-- WHAT IS NEEDED --
Extract, from the records beneath this instruction, each line that contains the word "picture".

-- DATA TO PROCESS --
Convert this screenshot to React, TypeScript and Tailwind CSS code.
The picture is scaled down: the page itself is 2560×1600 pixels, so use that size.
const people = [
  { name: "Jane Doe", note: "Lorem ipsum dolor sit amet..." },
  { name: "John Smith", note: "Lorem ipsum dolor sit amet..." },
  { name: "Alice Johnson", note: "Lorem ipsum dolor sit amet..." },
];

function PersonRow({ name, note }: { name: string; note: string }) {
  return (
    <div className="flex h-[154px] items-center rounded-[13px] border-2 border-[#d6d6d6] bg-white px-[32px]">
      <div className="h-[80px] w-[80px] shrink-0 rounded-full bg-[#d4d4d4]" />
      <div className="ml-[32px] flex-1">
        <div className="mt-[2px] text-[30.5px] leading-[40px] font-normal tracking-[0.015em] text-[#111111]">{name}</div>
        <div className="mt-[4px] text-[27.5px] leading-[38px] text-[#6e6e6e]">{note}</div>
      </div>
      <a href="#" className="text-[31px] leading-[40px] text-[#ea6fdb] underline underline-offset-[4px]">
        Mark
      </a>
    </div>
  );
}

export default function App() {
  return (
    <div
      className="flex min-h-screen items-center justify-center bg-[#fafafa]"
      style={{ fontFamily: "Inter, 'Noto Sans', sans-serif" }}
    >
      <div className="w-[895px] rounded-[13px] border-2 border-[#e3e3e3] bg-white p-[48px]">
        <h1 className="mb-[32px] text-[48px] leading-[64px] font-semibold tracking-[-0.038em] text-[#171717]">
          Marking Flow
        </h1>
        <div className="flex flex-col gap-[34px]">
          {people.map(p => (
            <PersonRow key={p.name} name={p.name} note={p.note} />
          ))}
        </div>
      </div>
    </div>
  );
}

...

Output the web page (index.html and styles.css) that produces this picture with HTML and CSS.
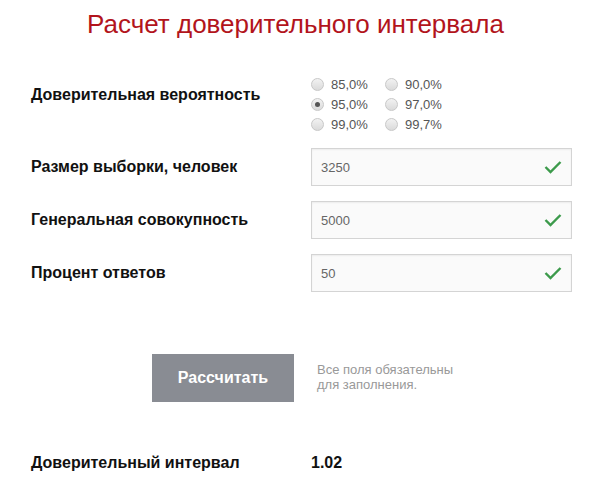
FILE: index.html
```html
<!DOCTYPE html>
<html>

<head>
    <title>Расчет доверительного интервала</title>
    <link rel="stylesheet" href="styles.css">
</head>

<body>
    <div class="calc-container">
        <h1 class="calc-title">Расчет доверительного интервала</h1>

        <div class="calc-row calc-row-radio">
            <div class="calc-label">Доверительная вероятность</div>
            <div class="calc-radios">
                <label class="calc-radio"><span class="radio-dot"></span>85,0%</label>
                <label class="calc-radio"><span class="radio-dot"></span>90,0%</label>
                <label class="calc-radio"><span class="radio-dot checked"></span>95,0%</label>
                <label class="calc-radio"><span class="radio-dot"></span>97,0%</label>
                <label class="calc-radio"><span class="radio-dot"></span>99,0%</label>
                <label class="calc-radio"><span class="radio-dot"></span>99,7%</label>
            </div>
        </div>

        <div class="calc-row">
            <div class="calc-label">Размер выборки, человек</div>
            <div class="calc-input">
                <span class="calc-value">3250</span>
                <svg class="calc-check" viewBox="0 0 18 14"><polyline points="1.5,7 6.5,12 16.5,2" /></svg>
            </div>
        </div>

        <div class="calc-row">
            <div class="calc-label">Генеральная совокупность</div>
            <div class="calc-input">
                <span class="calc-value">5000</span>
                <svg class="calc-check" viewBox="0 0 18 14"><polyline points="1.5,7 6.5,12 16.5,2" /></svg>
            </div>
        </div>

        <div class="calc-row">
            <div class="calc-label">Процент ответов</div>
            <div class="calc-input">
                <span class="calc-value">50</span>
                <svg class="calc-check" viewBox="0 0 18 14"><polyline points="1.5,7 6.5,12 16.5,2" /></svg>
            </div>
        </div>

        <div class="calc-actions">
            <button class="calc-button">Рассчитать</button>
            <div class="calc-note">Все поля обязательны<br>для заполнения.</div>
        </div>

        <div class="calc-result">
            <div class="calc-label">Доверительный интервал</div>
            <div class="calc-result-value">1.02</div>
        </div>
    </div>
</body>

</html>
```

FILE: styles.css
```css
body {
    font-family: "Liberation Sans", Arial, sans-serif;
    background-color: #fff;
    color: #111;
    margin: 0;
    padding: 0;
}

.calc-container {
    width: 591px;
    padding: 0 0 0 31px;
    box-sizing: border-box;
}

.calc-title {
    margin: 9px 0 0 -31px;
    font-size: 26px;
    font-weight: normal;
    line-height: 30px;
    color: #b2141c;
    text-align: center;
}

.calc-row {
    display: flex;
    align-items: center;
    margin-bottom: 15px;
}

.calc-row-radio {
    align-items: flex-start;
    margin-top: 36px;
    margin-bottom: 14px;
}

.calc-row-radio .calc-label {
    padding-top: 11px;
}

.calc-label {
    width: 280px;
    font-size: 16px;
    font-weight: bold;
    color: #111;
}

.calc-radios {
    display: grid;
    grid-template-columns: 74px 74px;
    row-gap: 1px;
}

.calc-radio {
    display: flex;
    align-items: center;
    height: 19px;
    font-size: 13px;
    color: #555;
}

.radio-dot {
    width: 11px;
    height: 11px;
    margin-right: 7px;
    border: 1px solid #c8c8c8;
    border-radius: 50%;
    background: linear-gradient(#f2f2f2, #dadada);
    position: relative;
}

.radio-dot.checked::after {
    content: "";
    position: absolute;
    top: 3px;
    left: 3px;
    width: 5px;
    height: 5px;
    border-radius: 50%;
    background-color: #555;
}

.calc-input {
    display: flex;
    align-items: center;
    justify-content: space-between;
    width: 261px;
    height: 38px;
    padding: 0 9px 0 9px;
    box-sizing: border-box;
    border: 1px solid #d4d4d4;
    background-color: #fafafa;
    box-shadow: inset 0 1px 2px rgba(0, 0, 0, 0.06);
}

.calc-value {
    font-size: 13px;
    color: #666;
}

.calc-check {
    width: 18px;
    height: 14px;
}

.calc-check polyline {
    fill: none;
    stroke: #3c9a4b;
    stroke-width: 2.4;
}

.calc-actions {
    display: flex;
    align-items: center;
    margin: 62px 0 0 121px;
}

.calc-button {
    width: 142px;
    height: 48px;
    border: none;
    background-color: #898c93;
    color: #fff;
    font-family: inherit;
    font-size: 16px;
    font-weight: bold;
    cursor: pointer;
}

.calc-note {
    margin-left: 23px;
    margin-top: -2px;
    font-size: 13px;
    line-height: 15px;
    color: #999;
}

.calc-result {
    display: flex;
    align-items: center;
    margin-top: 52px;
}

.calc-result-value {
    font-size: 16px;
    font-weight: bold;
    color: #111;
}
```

...

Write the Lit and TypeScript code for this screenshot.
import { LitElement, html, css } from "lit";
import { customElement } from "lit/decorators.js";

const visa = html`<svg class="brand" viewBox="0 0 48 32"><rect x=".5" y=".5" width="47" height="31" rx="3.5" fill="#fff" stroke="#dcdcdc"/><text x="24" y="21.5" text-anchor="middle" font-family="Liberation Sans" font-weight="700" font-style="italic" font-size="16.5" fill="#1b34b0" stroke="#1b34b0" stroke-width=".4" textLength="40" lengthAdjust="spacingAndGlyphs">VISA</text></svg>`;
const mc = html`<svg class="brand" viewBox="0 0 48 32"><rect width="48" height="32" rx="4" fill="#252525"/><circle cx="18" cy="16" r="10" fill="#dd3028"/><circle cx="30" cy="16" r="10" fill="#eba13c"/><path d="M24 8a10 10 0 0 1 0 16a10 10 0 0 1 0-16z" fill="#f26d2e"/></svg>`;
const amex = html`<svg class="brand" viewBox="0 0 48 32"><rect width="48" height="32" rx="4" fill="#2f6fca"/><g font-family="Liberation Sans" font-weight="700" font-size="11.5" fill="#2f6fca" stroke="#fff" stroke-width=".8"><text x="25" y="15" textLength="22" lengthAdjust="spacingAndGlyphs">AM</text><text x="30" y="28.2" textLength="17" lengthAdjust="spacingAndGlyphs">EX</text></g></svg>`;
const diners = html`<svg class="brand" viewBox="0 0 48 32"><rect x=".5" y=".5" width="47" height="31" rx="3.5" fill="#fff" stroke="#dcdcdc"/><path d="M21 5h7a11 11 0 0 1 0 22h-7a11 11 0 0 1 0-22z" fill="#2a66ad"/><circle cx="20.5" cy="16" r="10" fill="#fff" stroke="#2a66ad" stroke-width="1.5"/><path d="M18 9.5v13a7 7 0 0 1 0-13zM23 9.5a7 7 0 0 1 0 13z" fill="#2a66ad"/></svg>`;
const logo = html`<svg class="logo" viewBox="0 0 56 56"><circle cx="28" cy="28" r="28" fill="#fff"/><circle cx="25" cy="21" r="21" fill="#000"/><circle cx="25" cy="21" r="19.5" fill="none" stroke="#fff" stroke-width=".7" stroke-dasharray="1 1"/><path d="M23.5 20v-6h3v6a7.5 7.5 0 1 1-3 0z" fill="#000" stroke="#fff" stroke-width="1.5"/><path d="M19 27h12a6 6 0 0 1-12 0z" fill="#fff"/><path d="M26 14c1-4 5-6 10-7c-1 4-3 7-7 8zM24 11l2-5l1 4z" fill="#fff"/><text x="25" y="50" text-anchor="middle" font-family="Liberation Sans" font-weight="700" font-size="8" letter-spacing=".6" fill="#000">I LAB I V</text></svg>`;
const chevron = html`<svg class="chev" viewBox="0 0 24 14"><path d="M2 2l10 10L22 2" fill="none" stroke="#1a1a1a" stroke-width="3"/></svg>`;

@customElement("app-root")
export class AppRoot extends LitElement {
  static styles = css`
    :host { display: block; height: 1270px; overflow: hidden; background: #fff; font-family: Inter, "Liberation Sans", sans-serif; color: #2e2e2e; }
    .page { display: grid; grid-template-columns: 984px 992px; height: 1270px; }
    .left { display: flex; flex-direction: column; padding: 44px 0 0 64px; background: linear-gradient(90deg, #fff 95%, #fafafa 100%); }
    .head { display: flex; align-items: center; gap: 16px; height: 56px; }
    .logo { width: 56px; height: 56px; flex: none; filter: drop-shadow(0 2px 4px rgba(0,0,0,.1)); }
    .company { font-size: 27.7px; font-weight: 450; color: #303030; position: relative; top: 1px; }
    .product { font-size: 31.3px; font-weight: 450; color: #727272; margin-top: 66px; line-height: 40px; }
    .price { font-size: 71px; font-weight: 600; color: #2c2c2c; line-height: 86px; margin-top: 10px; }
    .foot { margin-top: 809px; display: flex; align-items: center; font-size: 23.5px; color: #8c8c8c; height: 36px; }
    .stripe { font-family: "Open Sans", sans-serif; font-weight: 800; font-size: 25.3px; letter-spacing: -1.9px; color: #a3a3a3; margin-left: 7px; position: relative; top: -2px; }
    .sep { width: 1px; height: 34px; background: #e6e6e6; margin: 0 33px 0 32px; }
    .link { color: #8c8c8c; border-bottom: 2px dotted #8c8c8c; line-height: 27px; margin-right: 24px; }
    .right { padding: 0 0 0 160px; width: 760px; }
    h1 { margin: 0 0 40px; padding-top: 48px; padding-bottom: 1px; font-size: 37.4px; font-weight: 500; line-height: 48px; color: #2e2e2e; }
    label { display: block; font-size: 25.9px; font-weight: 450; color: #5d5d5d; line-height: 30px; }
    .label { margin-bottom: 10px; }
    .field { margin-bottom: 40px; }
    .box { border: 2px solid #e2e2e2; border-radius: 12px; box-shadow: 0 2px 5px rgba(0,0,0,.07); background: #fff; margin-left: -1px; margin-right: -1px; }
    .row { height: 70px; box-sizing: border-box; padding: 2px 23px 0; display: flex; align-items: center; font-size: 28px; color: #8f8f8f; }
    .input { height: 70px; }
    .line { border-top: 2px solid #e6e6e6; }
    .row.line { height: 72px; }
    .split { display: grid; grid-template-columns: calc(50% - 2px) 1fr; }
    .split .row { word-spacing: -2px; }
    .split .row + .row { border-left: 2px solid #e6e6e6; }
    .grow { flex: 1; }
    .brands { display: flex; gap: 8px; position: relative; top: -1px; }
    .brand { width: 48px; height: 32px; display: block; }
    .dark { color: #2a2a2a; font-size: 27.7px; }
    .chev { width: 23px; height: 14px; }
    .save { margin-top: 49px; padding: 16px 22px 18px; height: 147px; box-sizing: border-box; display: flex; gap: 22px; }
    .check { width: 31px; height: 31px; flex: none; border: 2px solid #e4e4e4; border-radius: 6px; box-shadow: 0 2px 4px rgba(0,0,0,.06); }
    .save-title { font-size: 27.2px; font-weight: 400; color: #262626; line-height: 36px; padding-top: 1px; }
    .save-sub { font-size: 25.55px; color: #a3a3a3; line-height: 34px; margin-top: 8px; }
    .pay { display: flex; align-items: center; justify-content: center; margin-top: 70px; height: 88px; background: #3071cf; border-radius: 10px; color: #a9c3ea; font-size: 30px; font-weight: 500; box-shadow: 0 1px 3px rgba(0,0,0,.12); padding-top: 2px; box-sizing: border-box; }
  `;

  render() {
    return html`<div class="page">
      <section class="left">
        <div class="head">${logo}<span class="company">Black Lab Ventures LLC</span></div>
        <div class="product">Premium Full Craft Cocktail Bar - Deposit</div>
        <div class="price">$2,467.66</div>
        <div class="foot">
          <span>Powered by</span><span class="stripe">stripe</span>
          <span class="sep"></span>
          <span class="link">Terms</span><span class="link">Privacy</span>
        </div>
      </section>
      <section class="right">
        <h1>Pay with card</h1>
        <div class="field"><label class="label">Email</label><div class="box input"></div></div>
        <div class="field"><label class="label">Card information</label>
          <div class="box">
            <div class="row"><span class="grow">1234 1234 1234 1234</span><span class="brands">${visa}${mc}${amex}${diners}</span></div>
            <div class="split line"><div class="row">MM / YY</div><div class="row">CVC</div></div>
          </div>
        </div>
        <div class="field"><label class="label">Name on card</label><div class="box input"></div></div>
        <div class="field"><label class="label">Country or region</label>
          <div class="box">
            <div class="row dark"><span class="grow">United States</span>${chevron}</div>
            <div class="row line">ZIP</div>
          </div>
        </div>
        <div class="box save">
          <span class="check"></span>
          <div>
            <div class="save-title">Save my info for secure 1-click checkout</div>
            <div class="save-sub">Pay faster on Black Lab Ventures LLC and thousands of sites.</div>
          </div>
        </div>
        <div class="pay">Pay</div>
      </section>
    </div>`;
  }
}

-- TASK SOLUTION --
The picture is scaled down: the page itself is 2560×1600 pixels, so use that size.
Output the web page (index.html and styles.css) that produces this picture with HTML and CSS.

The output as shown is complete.